Restate the whole listing word for word. Pictures are left out.
-- Start of INFORMATION SUPPLIED --
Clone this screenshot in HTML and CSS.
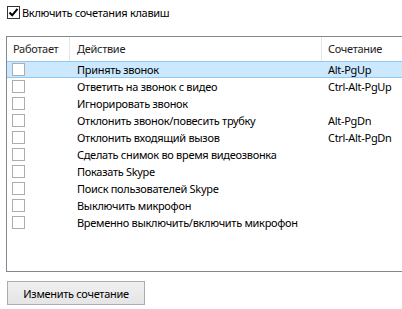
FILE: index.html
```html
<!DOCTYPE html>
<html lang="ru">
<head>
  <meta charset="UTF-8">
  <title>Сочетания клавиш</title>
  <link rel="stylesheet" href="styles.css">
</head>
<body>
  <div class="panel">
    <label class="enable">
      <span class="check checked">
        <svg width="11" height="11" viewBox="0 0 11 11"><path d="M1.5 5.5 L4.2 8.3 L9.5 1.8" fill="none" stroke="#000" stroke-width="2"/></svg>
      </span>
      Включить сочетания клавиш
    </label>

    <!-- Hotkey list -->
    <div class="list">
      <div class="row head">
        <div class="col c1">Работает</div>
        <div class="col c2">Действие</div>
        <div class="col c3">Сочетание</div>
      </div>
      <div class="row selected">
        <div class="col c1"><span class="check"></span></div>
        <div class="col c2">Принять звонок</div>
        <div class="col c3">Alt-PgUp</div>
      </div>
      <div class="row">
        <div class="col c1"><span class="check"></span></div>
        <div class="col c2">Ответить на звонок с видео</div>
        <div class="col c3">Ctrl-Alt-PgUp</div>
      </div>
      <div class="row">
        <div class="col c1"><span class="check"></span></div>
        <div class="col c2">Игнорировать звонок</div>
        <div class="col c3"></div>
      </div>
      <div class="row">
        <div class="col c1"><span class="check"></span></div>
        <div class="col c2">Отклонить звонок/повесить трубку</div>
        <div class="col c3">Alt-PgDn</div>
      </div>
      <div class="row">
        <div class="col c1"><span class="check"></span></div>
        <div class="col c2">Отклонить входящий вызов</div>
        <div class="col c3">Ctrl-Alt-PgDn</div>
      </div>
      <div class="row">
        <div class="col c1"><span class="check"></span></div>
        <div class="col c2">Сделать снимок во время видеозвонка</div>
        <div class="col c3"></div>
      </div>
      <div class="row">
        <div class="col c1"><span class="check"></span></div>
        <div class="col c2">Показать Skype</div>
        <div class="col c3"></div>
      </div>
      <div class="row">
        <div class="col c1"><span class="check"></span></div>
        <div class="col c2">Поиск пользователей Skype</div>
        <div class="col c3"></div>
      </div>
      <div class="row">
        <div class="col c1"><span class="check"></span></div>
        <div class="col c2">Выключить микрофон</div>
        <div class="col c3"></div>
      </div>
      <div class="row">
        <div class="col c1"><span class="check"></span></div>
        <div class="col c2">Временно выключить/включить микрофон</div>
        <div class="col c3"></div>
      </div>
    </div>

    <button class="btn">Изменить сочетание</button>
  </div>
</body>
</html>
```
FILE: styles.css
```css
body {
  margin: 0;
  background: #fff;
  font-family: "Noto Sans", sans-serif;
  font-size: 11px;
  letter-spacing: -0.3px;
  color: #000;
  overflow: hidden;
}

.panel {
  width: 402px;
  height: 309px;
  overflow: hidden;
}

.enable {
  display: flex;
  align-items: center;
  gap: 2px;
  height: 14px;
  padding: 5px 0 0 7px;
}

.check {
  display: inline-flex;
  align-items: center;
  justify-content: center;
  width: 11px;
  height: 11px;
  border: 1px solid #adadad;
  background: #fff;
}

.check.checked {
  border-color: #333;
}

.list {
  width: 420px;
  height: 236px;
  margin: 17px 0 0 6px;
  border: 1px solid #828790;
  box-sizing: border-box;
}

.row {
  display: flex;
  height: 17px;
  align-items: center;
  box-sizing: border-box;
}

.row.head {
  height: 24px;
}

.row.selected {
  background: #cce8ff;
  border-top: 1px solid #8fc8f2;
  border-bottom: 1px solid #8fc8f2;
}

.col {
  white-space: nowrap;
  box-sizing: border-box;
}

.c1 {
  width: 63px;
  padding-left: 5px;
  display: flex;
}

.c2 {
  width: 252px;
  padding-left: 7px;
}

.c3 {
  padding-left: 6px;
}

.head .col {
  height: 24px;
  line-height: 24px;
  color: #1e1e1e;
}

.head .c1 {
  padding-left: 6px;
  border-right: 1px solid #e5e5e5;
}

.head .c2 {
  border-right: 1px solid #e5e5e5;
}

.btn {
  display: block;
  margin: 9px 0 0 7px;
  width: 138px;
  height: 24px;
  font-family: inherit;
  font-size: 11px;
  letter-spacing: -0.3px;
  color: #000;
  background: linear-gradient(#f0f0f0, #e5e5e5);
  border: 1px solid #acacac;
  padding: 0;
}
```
-- End of INFORMATION SUPPLIED --
### TASK RESPONSE
Clone this screenshot in HTML and CSS.
FILE: index.html
```html
<!DOCTYPE html>
<html lang="ru">
<head>
  <meta charset="UTF-8">
  <title>Сочетания клавиш</title>
  <link rel="stylesheet" href="styles.css">
</head>
<body>
  <div class="panel">
    <label class="enable">
      <span class="check checked">
        <svg width="11" height="11" viewBox="0 0 11 11"><path d="M1.5 5.5 L4.2 8.3 L9.5 1.8" fill="none" stroke="#000" stroke-width="2"/></svg>
      </span>
      Включить сочетания клавиш
    </label>

    <!-- Hotkey list -->
    <div class="list">
      <div class="row head">
        <div class="col c1">Работает</div>
        <div class="col c2">Действие</div>
        <div class="col c3">Сочетание</div>
      </div>
      <div class="row selected">
        <div class="col c1"><span class="check"></span></div>
        <div class="col c2">Принять звонок</div>
        <div class="col c3">Alt-PgUp</div>
      </div>
      <div class="row">
        <div class="col c1"><span class="check"></span></div>
        <div class="col c2">Ответить на звонок с видео</div>
        <div class="col c3">Ctrl-Alt-PgUp</div>
      </div>
      <div class="row">
        <div class="col c1"><span class="check"></span></div>
        <div class="col c2">Игнорировать звонок</div>
        <div class="col c3"></div>
      </div>
      <div class="row">
        <div class="col c1"><span class="check"></span></div>
        <div class="col c2">Отклонить звонок/повесить трубку</div>
        <div class="col c3">Alt-PgDn</div>
      </div>
      <div class="row">
        <div class="col c1"><span class="check"></span></div>
        <div class="col c2">Отклонить входящий вызов</div>
        <div class="col c3">Ctrl-Alt-PgDn</div>
      </div>
      <div class="row">
        <div class="col c1"><span class="check"></span></div>
        <div class="col c2">Сделать снимок во время видеозвонка</div>
        <div class="col c3"></div>
      </div>
      <div class="row">
        <div class="col c1"><span class="check"></span></div>
        <div class="col c2">Показать Skype</div>
        <div class="col c3"></div>
      </div>
      <div class="row">
        <div class="col c1"><span class="check"></span></div>
        <div class="col c2">Поиск пользователей Skype</div>
        <div class="col c3"></div>
      </div>
      <div class="row">
        <div class="col c1"><span class="check"></span></div>
        <div class="col c2">Выключить микрофон</div>
        <div class="col c3"></div>
      </div>
      <div class="row">
        <div class="col c1"><span class="check"></span></div>
        <div class="col c2">Временно выключить/включить микрофон</div>
        <div class="col c3"></div>
      </div>
    </div>

    <button class="btn">Изменить сочетание</button>
  </div>
</body>
</html>
```
FILE: styles.css
```css
body {
  margin: 0;
  background: #fff;
  font-family: "Noto Sans", sans-serif;
  font-size: 11px;
  letter-spacing: -0.3px;
  color: #000;
  overflow: hidden;
}

.panel {
  width: 402px;
  height: 309px;
  overflow: hidden;
}

.enable {
  display: flex;
  align-items: center;
  gap: 2px;
  height: 14px;
  padding: 5px 0 0 7px;
}

.check {
  display: inline-flex;
  align-items: center;
  justify-content: center;
  width: 11px;
  height: 11px;
  border: 1px solid #adadad;
  background: #fff;
}

.check.checked {
  border-color: #333;
}

.list {
  width: 420px;
  height: 236px;
  margin: 17px 0 0 6px;
  border: 1px solid #828790;
  box-sizing: border-box;
}

.row {
  display: flex;
  height: 17px;
  align-items: center;
  box-sizing: border-box;
}

.row.head {
  height: 24px;
}

.row.selected {
  background: #cce8ff;
  border-top: 1px solid #8fc8f2;
  border-bottom: 1px solid #8fc8f2;
}

.col {
  white-space: nowrap;
  box-sizing: border-box;
}

.c1 {
  width: 63px;
  padding-left: 5px;
  display: flex;
}

.c2 {
  width: 252px;
  padding-left: 7px;
}

.c3 {
  padding-left: 6px;
}

.head .col {
  height: 24px;
  line-height: 24px;
  color: #1e1e1e;
}

.head .c1 {
  padding-left: 6px;
  border-right: 1px solid #e5e5e5;
}

.head .c2 {
  border-right: 1px solid #e5e5e5;
}

.btn {
  display: block;
  margin: 9px 0 0 7px;
  width: 138px;
  height: 24px;
  font-family: inherit;
  font-size: 11px;
  letter-spacing: -0.3px;
  color: #000;
  background: linear-gradient(#f0f0f0, #e5e5e5);
  border: 1px solid #acacac;
  padding: 0;
}
```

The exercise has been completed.